LISA WEXLER is the award-winning host of the daily radio program The Lisa Wexler Show.
GLORIA KAMEN, mother of Lisa Wexler and Jill Zarin, was the surprise hit of Real Housewives season two. She writes the “Ask Gloria” column on BravoTV.com and lives in Boca Raton, Florida.
Excerpt. © Reprinted by permission. All rights reserved.:

Introduction

A lot of love and a little matzoh ball soup never hurt anyone.

Ah, the Jewish mother. Has there been a more maligned stereotype in American culture? From Curb Your Enthusiasm and Portnoy’s Complaint to the routines of countless comedians, the Jewish mother has most often been portrayed as a domineering, interfering, tactless and loud manipulator of family relationships. To this we say, “And . . . ?” We maintain that it is precisely those stereotypical traits that form the foundation of healthy, stable and accomplished children, marriages that last over time, and meaningful, loving relationships among siblings. A lot of love and a little matzoh ball soup never hurt anyone.

We, Lisa Wexler and Jill Zarin, are the daughters of one very particular Jewish mother, Gloria Kamen. Our family is incredibly close, which translates into communicating with each other every single day, often more than once.
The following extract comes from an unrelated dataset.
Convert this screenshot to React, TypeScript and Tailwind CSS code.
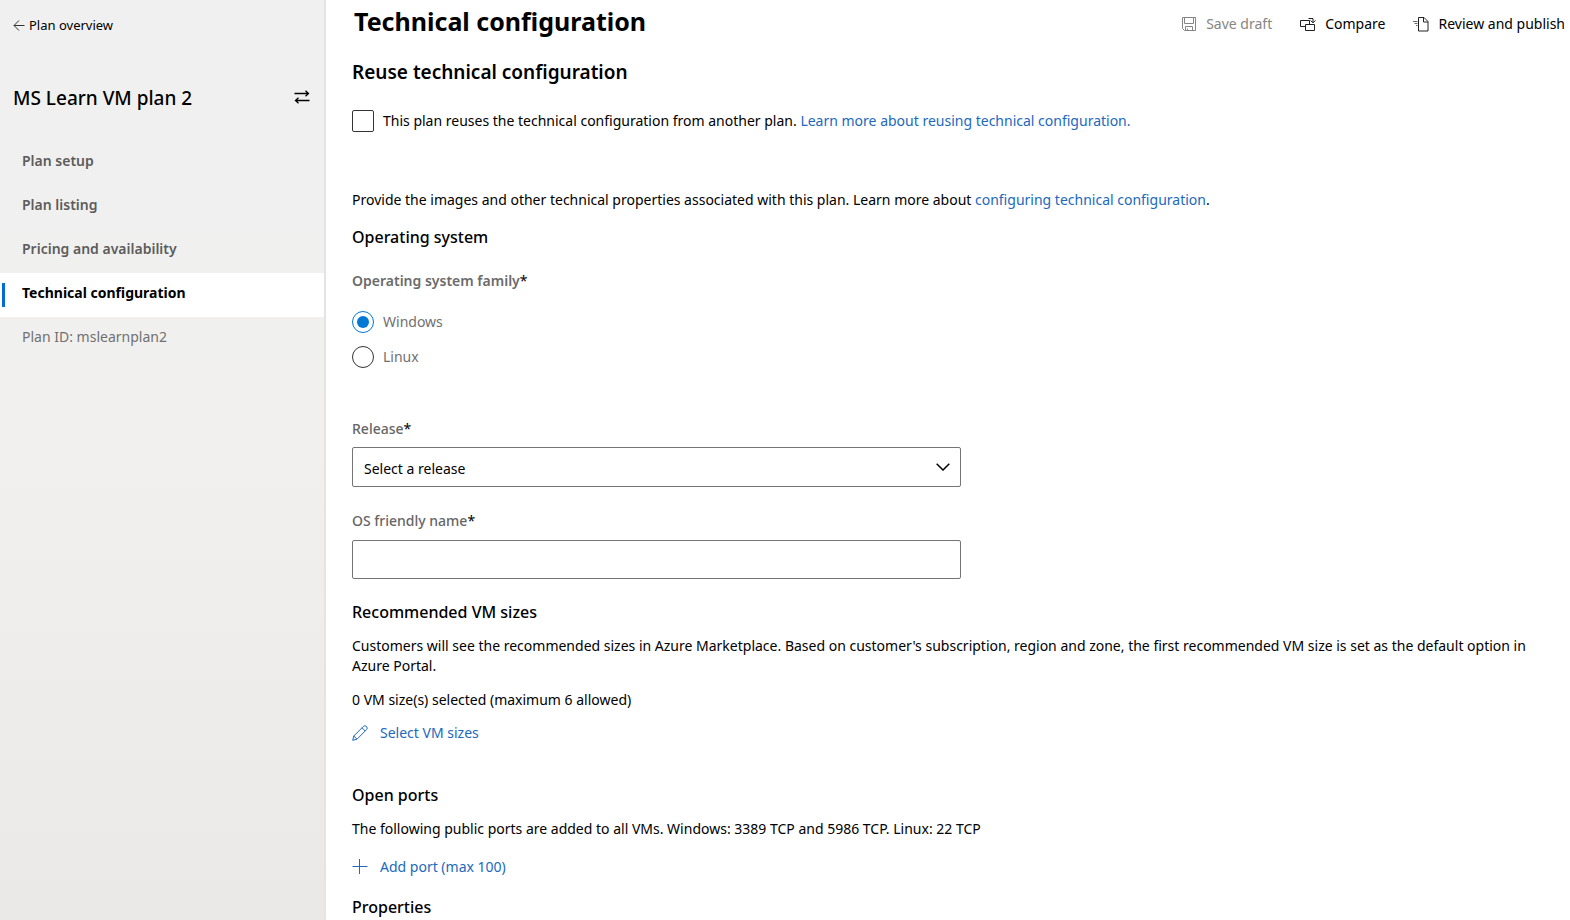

We are often asked the secret to our success at maintaining strong family ties and successful careers in an age in which so many people struggle to get along with their closest relatives. When we thought about this, we realized that we were taught these secrets by our mother, Gloria, who made no secret at all of the fact that if a lesson is worth teaching once, it is worth teaching at least two thousand times. We also had lots of help from our grandmothers, Sylvia and Helen, and our incredible loving aunts, Aunt Cooky, Gloria’s sister, and Aunt Gloria, our father Sol’s sister. Yes, another Gloria. To make it easier on you as you read the “secrets” that follow, Sol’s sister Gloria is referred to in the book by her Yiddish name, Nessie.

You’ll meet our family as you read these pages, so to help you out, here is a quick note on the cast of characters: Our mother, Gloria, has one husband, Sol, and two daughters, Lisa and Jill. Gloria’s parents were our Grandma Syl and Papa Jack. Sol’s parents were our Grandma Helen and Papa Benny. Lisa is married to Bill; they have a son, Jonathan, a daughter, Joanna, and a bichon frise, Sugar. Jill’s first marriage was to Steven, who is the father of her daughter, Allyson. Jill’s second marriage is to Bobby and together they live with Allyson and their Chihuahua, Ginger. Bobby has three children from his first marriage: Jennifer, David and (yes, another) Jonathan. David is married to Jill (yes, another Jill Zarin), and they have two children, Micah and Lily. We Jews keep reusing the same ten names over and over again.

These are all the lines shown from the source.